Generally speaking, as we explain in the pages that follow, all results are in close agreement with our expectations.  Discussed here are the results for composite CAMELS ratings and then for the asset quality and management component ratings.  Because of the large number of explanatory variables included in the models as well as the number of model specifications tested, this section summarizes results and addresses only statistically significant relationships (statistical significance levels between 1 and 10 percent).

Tables 2a and 2b show that for both the 1996–1998 and 1998–2001 periods, the likelihood of receiving a poorer composite CAMELS rating is negatively related to equity capitalization and income before taxes and extraordinary items.  The likelihood of receiving a poorer composite CAMELS rating is also negatively related to liquid assets and gross loan charge-offs in the 1998–2001 period, but not consistently so for all model specifications.  For both the 1996–1998 and 1998–2001 periods, the likelihood of receiving a poorer composite CAMELS rating is positively related to the allowance for loan losses, loans past due 30–89 days, loans past due 90 days or more, nonaccrual loans and leases, other real estate owned, volatile liabilities, and provisions for loan losses.  State personal-income growth rates show a less-consistent relationship with future composite CAMELS ratings, but one- and two-year lagged growth rates are positively related to the likelihood of receiving poorer composite CAMELS ratings in the 1998–2001 period.

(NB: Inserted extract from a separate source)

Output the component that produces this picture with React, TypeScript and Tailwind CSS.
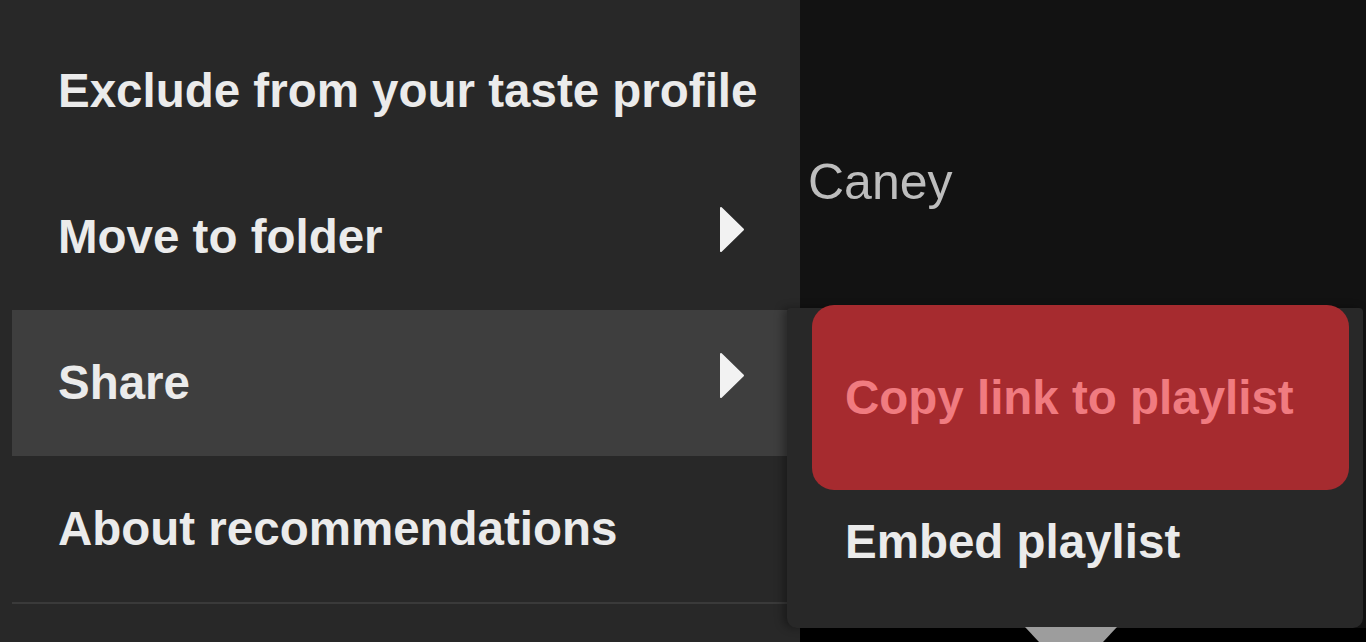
const menuItems = [
    { label: "Exclude from your taste profile", sub: false, active: false },
    { label: "Move to folder", sub: true, active: false },
    { label: "Share", sub: true, active: true },
    { label: "About recommendations", sub: false, active: false },
];

function Caret() {
    return (
        <svg width="26" height="47" viewBox="0 0 26 47" className="mb-[15px] shrink-0">
            <polygon points="2,2 24,23.5 2,45" fill="#f2f2f2" stroke="#f2f2f2" strokeWidth="2" strokeLinejoin="round" />
        </svg>
    );
}

export default function App() {
    return (
        <div
            className="relative flex h-[642px] w-[1366px] overflow-hidden bg-[#282828]"
            style={{ fontFamily: '"Liberation Sans", Arial, sans-serif' }}
        >
            {/* Main context menu */}
            <div className="w-[800px] shrink-0 bg-[#282828] px-[12px] pt-[18px]">
                {menuItems.map((item) => (
                    <div
                        key={item.label}
                        className={`flex h-[146px] items-center justify-between pl-[46px] pr-[43px] ${
                            item.active ? "bg-[#3e3e3e]" : ""
                        }`}
                    >
                        <span className="whitespace-nowrap text-[47.5px] font-bold leading-none text-[#ebebeb]">{item.label}</span>
                        {item.sub && <Caret />}
                    </div>
                ))}
                <div className="h-[2px] bg-[#3a3a3a]" />
            </div>

            {/* Background playlist area */}
            <div className="flex flex-1 flex-col">
                <div className="flex h-[628px] flex-col bg-[#121212]">
                    <div className="flex h-[364px] items-center pl-[8px]">
                        <span className="text-[50px] leading-none text-[#bdbdbd]">Caney</span>
                    </div>
                </div>
                <div className="h-[14px] bg-black" />
            </div>

            {/* Share submenu */}
            <div className="absolute left-[787px] top-[308px] flex h-[320px] w-[576px] flex-col rounded-b-[10px] rounded-t-[4px] bg-[#282828] shadow-[-4px_0_8px_rgba(0,0,0,0.35)]">
                <div className="-mt-[3px] ml-[25px] flex h-[185px] w-[537px] items-center rounded-[22px] bg-[#a62b2f] pl-[33px]">
                    <span className="whitespace-nowrap text-[47.5px] font-bold leading-none text-[#f07b80]">Copy link to playlist</span>
                </div>
                <div className="flex h-[103px] items-center pl-[58px]">
                    <span className="whitespace-nowrap text-[47.5px] font-bold leading-none text-[#ebebeb]">Embed playlist</span>
                </div>
            </div>

            {/* pointer below submenu */}
            <svg className="absolute left-[1022px] top-[627px]" width="98" height="15" viewBox="0 0 98 15">
                <polygon points="3,0 95,0 81,15 17,15" fill="#9d9d9d" />
            </svg>
        </div>
    );
}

Similarly, the relationships between FDIC survey results and the likelihood of receiving a poorer composite CAMELS rating are in strong agreement with our expectations.  Tables 2a and 2b show that the likelihood of receiving a poorer composite CAMELS rating is positively associated with the dummy for high perceived risk in underwriting practices (above-average risk, high absolute risk, or frequent risky practices) and negatively related to the dummy for low perceived risk in underwriting practices (below-average risk, low absolute risk or low frequency of risky practices).  Further, for 1996–1998 and 1998–2001 we find that FDIC survey data add significant explanatory power to the SCOR model.  Comparisons of model specifications 1 and 2 in tables 2a and 2b show that for both periods, the FDIC survey data increase the overall explanatory power of the model.  This can be seen when one compares the Akaike Information Criteria with Somers’ D statistics. [14]   A Chi-Square test of the joint significance of the survey data in specification 2 shows that for both periods, the survey explanatory variables are jointly significant at the 95 percent confidence level.  One interesting result is that the changes in the survey responses from relative to absolute risk levels (as seen when one compares results for the two periods) do not alter the significance of the survey data in the forecasting models.  In addition, comparisons of specifications 2 and 3 show that the inclusion of dummy variables for initial composite CAMELS ratings in the models reduces the number of statistically significant survey explanatory variables.  It is reasonable to expect that since survey data characterize one portion of the information used by examiners to determine CAMELS ratings, initial CAMELS ratings will subsume some of the informational content of survey data. [15]  While specifications 3 and 4 are extremely close in overall explanatory power, a Chi-Square test of the joint significance of the survey data in specification 3 shows that for both periods, the survey explanatory variables are jointly significant at the 95 percent confidence level. 

Tables 3a and 3b show the results for models that attempt to predict asset component ratings.  The relationships between the SCOR explanatory variables and future asset component ratings are similar to those seen with future composite CAMELS ratings.  Equity capitalization and income before taxes and extraordinary items are negatively related to the likelihood of receiving a poorer asset component rating for both periods, and for the 1998–2001 period the negative relationship is true for liquid assets and loans plus securities with maturities of five years or more.  For both the 1996–1998 and 1998–2001 periods the likelihood of receiving a poorer asset component rating is positively related to allowance for loans and lease losses, loans past due 30–89 days, loans past due 90 days or more, nonaccrual loans and leases, and other real estate owned.   Similarly, the relationships between the survey data and asset component ratings are very similar to those between the survey data and CAMELS composite ratings.  Finally, changes in the explanatory power of the model across all four specifications of the asset component forecast model are very similar to those seen with the CAMELS composite rating prediction.  For brevity, therefore, we will not repeat that discussion.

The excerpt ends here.